Ancillary ligand effects upon dithiolene redox noninnocence in tungsten Bis(dithiolene) complexes

Article abstract of DOI:10.1021/ic4009174

An expanded set of compounds of the type [W(S₂C ₂Me₂)₂L₁L₂]ⁿ (n = 0: L₁ = L₂ = CO, 1; L₁ = L₂ = CN^tBu, 2; L₁ = CO, L₂ = carbene, 3; L ₁ = CO, L₂ = phosphine, 4; L₁ = L₂ = phosphine, 5. n = 2-: L₁ = L₂ = CN^-, [6] ^2-) has been synthesized and characterized. Despite isoelectronic formulations, the compound set reveals gradations in the dithiolene ligand redox level as revealed by intraligand bond lengths, υ_CCchelate, and rising edge energies in the sulfur K-edge X-ray absorption spectra (XAS).
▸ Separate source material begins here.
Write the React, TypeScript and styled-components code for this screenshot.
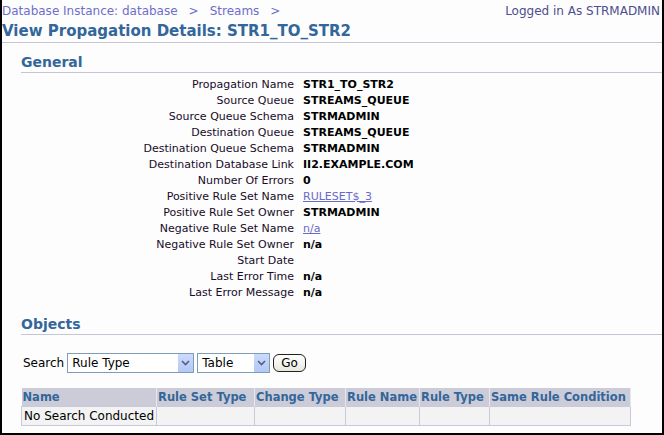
import React from "react";
import styled, { createGlobalStyle } from "styled-components";

const Global = createGlobalStyle`
  html, body { margin: 0; padding: 0; background: #fcfdfc; }
  body { font-family: Tahoma, "DejaVu Sans", Verdana, sans-serif; font-size: 11px; color: #000; }
`;

const Frame = styled.div`
  width: 664px;
  height: 435px;
  box-sizing: border-box;
  border-left: 2px solid #000;
  border-right: 2px solid #000;
  border-bottom: 2px solid #000;
  overflow: hidden;
  background: #fcfdfc;
`;

const TopBar = styled.div`
  display: flex;
  justify-content: space-between;
  align-items: center;
  height: 22px;
  padding: 0 2px 0 0;
`;

const Crumbs = styled.div`
  display: flex;
  gap: 11px;
  color: #6e6ecc;
  font-size: 12px;
`;

const Logged = styled.div`
  color: #4e4e90;
  font-size: 12px;
`;

const Title = styled.h1`
  margin: 0;
  font-size: 15px;
  font-weight: bold;
  color: #33669a;
  height: 20px;
  line-height: 19px;
  border-bottom: 1px solid #c5c5d5;
`;

const Section = styled.div`
  margin-left: 19px;
`;

const SectionTitle = styled.h2<{ $top: number }>`
  margin: ${(p) => p.$top}px 0 0 0;
  font-size: 14px;
  font-weight: bold;
  color: #33669a;
  height: 19px;
  line-height: 19px;
  border-bottom: 1px solid #c5c5d5;
`;

const Grid = styled.div`
  display: grid;
  grid-template-columns: 273px auto;
  column-gap: 9px;
  margin-top: 3px;
  grid-auto-rows: 16px;
  align-items: center;
`;

const Label = styled.div`
  text-align: right;
  white-space: nowrap;
  color: #1a0a2a;
`;

const Value = styled.div`
  font-weight: bold;
  white-space: nowrap;
`;

const LinkVal = styled.a`
  color: #6a6ac8;
  text-decoration: underline;
  font-weight: normal;
`;

const SearchRow = styled.div`
  display: flex;
  align-items: center;
  gap: 3px;
  margin-top: 18px;
  margin-left: 2px;
`;

const SearchLabel = styled.span`
  font-size: 12px;
`;

const Select = styled.div<{ $w: number }>`
  width: ${(p) => p.$w}px;
  height: 20px;
  box-sizing: border-box;
  border: 1px solid #7f9db9;
  background: #fff;
  display: flex;
  align-items: center;
  justify-content: space-between;
  padding-left: 4px;
  font-size: 12px;
`;

const Arrow = styled.div`
  width: 15px;
  height: 18px;
  background: linear-gradient(#ccdafc, #b3c8f5);
  display: flex;
  align-items: center;
  justify-content: center;
`;

const Go = styled.div`
  height: 18px;
  box-sizing: border-box;
  padding: 0 7px;
  border: 1px solid #222;
  border-radius: 6px;
  background: linear-gradient(#fff, #e8e8e0);
  font-size: 12px;
  display: flex;
  align-items: center;
`;

const Table = styled.table`
  border-collapse: collapse;
  margin-top: 15px;
`;

const Th = styled.th<{ $w: number }>`
  width: ${(p) => p.$w}px;
  box-sizing: border-box;
  background: #ccccd9;
  color: #33669a;
  text-align: left;
  font-weight: bold;
  font-size: 11.5px;
  height: 18px;
  padding: 0 1px;
  border-right: 1px solid #e6e6ee;
  white-space: nowrap;
`;

const Td = styled.td`
  background: #f2f3f2;
  border: 1px solid #c9c9d9;
  height: 18px;
  padding: 0 2px;
  font-size: 12px;
  white-space: nowrap;
`;

const Chevron = () => (
  <svg width="9" height="6" viewBox="0 0 9 6">
    <path d="M1 1 L4.5 4.5 L8 1" stroke="#4d6185" strokeWidth="1.6" fill="none" />
  </svg>
);

const rows: [string, React.ReactNode][] = [
  ["Propagation Name", "STR1_TO_STR2"],
  ["Source Queue", "STREAMS_QUEUE"],
  ["Source Queue Schema", "STRMADMIN"],
  ["Destination Queue", "STREAMS_QUEUE"],
  ["Destination Queue Schema", "STRMADMIN"],
  ["Destination Database Link", "II2.EXAMPLE.COM"],
  ["Number Of Errors", "0"],
  ["Positive Rule Set Name", <LinkVal href="#">RULESET$_3</LinkVal>],
  ["Positive Rule Set Owner", "STRMADMIN"],
  ["Negative Rule Set Name", <LinkVal href="#">n/a</LinkVal>],
  ["Negative Rule Set Owner", "n/a"],
  ["Start Date", ""],
  ["Last Error Time", "n/a"],
  ["Last Error Message", "n/a"],
];

const cols: [string, number][] = [
  ["Name", 134],
  ["Rule Set Type", 98],
  ["Change Type", 91],
  ["Rule Name", 74],
  ["Rule Type", 70],
  ["Same Rule Condition", 141],
];

export default function App() {
  return (
    <>
      <Global />
      <Frame>
        <TopBar>
          <Crumbs>
            <span>Database Instance: database</span>
            <span>&gt;</span>
            <span>Streams</span>
            <span>&gt;</span>
          </Crumbs>
          <Logged>Logged in As STRMADMIN</Logged>
        </TopBar>
        <Title>View Propagation Details: STR1_TO_STR2</Title>
        <Section>
          <SectionTitle $top={10}>General</SectionTitle>
          <Grid>
            {rows.map(([l, v]) => (
              <React.Fragment key={l}>
                <Label>{l}</Label>
                <Value>{v}</Value>
              </React.Fragment>
            ))}
          </Grid>
          <SectionTitle $top={15}>Objects</SectionTitle>
          <SearchRow>
            <SearchLabel>Search</SearchLabel>
            <Select $w={127}>
              Rule Type
              <Arrow>
                <Chevron />
              </Arrow>
            </Select>
            <Select $w={73}>
              Table
              <Arrow>
                <Chevron />
              </Arrow>
            </Select>
            <Go>Go</Go>
          </SearchRow>
          <Table>
            <thead>
              <tr>
                {cols.map(([c, w]) => (
                  <Th key={c} $w={w}>
                    {c}
                  </Th>
                ))}
              </tr>
            </thead>
            <tbody>
              <tr>
                <Td>No Search Conducted</Td>
                <Td />
                <Td />
                <Td />
                <Td />
                <Td />
              </tr>
            </tbody>
          </Table>
        </Section>
      </Frame>
    </>
  );
}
Differences among the terminal series members, 1 and [6]^2-, are comparable to differences seen in homoleptic dithiolene complexes related by full electron transfer to/from a dithiolene-based MO. The key feature governing these differences is the favorable energy of the CO π* orbitals, which are suitably positioned to overlap with tungsten d orbitals and exert an oxidizing effect on both metal and dithiolene ligand via π-backbonding. The CN^- π* orbitals are too high in energy to mix effectively with tungsten and thus leave the filled dithiolene π* orbitals unperturbed. This work shows how, and the degree to which, the redox level of a noninnocent ligand can be modulated by the choice of ancillary ligands(s).